* [EXERCISE REQUIREMENTS]
Search the listing below for the string "this" and show each line that contains it.

■ ■ ■

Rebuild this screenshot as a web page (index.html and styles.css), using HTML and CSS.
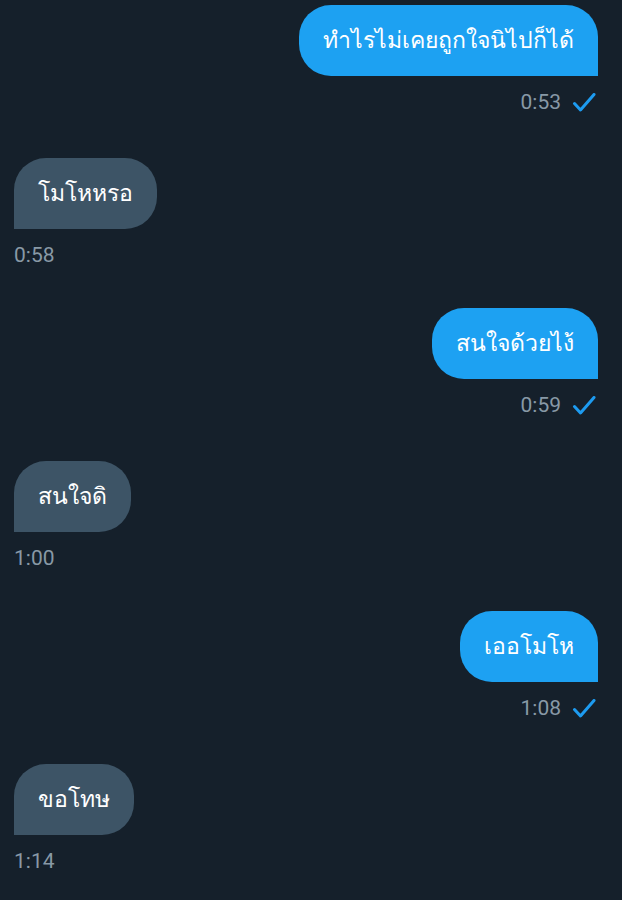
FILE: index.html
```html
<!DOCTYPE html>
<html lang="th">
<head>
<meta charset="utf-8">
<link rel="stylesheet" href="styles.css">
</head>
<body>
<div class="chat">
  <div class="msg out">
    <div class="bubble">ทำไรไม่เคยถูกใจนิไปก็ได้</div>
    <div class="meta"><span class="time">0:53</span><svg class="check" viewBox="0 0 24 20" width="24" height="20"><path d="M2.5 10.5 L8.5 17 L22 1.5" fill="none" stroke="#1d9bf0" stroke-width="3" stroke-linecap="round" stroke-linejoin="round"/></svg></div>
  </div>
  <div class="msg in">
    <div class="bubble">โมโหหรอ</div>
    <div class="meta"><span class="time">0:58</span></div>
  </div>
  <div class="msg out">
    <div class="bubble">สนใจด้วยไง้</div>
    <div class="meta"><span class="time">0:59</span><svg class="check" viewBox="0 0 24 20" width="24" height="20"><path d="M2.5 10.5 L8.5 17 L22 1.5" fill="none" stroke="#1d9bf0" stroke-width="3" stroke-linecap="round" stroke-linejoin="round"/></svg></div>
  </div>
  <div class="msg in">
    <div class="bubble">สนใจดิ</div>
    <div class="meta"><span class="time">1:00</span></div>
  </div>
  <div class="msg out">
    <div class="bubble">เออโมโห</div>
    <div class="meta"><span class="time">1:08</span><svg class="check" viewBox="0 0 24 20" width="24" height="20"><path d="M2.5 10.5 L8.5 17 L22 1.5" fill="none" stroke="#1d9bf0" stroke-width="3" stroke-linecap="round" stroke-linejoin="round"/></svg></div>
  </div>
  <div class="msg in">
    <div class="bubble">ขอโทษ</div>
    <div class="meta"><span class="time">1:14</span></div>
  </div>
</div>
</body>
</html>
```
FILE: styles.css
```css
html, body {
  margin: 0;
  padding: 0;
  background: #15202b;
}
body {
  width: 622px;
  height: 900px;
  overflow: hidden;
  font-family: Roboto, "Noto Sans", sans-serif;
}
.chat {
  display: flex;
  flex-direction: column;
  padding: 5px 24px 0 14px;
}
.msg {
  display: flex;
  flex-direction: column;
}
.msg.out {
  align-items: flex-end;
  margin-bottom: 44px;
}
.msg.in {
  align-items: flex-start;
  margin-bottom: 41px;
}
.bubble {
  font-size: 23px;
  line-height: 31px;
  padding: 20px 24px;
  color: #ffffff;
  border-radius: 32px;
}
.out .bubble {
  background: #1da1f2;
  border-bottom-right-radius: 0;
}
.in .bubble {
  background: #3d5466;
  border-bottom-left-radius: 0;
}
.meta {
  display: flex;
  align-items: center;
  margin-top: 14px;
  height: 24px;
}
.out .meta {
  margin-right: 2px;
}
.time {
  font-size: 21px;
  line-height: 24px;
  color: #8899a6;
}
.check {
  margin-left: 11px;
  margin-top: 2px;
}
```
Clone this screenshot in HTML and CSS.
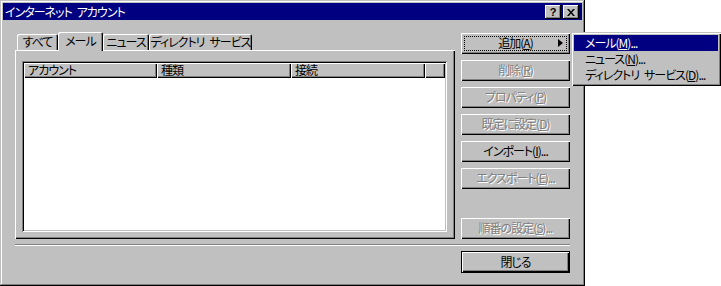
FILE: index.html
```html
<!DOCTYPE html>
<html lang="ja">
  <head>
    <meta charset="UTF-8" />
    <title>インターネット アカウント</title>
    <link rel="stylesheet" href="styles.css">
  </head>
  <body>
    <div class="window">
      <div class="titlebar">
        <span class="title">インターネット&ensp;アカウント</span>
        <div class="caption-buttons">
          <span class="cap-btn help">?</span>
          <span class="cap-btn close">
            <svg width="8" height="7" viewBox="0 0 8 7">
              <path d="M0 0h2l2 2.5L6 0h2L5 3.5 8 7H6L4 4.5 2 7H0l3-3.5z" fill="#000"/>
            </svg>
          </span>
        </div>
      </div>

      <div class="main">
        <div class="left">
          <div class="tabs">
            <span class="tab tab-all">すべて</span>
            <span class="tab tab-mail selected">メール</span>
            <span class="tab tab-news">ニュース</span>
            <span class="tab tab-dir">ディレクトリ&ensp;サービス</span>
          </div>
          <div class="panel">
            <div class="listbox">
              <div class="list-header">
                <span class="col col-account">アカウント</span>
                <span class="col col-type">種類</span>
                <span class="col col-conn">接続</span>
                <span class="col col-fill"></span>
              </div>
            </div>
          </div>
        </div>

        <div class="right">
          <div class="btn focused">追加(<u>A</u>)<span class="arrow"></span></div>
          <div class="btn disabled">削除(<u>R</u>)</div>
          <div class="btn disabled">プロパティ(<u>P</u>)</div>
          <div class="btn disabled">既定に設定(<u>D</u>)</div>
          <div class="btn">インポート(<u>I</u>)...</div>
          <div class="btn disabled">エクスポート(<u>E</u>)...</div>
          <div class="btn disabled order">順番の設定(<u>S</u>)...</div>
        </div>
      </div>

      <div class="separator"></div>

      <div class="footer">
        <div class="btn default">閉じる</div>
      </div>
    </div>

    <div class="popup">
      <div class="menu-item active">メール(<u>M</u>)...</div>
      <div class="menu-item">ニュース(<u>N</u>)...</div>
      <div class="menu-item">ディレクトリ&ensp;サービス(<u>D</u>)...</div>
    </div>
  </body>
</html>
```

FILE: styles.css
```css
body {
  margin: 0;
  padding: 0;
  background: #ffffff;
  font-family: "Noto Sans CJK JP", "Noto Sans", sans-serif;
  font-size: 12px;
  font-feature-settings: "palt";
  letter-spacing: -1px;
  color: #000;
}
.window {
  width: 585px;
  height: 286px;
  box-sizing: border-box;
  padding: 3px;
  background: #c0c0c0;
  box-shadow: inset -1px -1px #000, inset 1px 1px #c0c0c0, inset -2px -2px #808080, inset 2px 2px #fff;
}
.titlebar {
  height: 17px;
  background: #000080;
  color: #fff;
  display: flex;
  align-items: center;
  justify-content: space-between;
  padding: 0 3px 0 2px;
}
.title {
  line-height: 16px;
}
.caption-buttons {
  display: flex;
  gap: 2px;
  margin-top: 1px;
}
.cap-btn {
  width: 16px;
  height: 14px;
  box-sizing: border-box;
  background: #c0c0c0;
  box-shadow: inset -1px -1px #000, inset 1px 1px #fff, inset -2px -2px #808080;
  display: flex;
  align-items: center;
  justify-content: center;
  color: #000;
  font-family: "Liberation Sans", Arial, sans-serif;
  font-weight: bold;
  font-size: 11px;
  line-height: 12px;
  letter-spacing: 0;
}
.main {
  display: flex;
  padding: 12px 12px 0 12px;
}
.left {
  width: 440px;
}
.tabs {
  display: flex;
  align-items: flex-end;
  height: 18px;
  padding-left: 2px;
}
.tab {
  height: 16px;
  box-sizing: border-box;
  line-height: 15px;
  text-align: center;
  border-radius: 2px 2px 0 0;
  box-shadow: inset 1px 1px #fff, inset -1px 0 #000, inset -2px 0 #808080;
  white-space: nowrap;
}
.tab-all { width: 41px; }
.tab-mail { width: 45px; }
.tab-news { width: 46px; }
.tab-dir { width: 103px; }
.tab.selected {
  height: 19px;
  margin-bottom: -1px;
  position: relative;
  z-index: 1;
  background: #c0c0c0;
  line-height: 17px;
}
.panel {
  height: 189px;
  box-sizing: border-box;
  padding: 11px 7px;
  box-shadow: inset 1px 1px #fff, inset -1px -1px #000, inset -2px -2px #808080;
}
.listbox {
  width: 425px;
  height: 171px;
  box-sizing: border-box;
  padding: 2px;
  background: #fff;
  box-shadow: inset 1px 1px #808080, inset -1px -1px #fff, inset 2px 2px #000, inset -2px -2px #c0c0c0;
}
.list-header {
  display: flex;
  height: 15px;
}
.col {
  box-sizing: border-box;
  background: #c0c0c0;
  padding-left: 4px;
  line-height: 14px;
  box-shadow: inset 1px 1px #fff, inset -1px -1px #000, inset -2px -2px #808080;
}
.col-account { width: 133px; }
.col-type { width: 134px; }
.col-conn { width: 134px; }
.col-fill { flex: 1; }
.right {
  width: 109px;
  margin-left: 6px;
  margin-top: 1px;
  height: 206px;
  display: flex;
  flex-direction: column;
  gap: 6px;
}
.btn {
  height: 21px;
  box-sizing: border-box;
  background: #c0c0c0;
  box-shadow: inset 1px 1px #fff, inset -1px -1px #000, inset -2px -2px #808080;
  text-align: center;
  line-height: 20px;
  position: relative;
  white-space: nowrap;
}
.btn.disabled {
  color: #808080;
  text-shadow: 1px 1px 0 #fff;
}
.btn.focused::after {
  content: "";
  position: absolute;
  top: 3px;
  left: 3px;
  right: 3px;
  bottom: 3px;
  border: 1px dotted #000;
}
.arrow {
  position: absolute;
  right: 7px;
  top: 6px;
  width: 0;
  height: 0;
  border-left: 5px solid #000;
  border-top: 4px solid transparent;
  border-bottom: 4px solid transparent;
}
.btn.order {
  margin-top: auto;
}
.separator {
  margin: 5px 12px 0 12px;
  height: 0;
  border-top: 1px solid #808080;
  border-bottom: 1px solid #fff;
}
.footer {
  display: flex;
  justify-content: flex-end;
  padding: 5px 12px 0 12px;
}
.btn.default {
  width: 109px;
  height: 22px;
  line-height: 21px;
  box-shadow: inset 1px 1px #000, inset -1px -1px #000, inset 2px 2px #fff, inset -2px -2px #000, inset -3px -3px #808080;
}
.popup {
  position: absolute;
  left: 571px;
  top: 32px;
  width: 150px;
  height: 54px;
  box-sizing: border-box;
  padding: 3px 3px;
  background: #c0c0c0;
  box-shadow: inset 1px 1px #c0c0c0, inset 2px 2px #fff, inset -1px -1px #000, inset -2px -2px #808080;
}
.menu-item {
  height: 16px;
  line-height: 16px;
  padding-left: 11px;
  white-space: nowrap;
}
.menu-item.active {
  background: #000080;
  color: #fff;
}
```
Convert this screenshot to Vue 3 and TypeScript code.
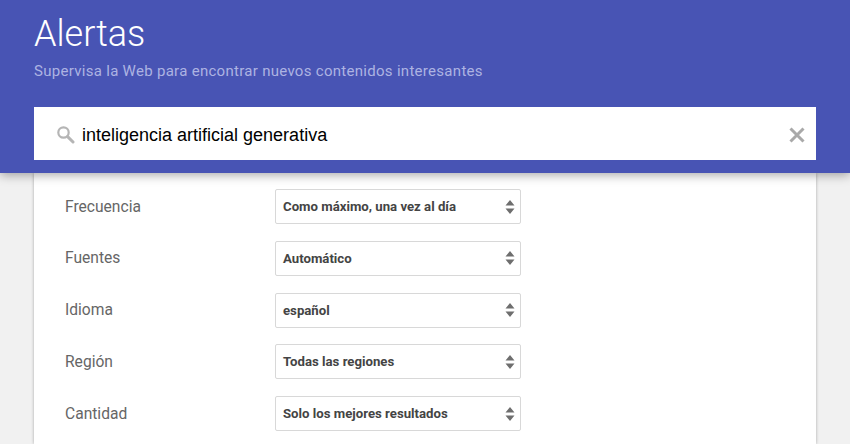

■ ■ ■

* [ANSWER TO THE PROBLEM]
Rebuild this screenshot as a web page (index.html and styles.css), using HTML and CSS.
Clone this screenshot in HTML and CSS.
Convert this screenshot to Vue 3 and TypeScript code.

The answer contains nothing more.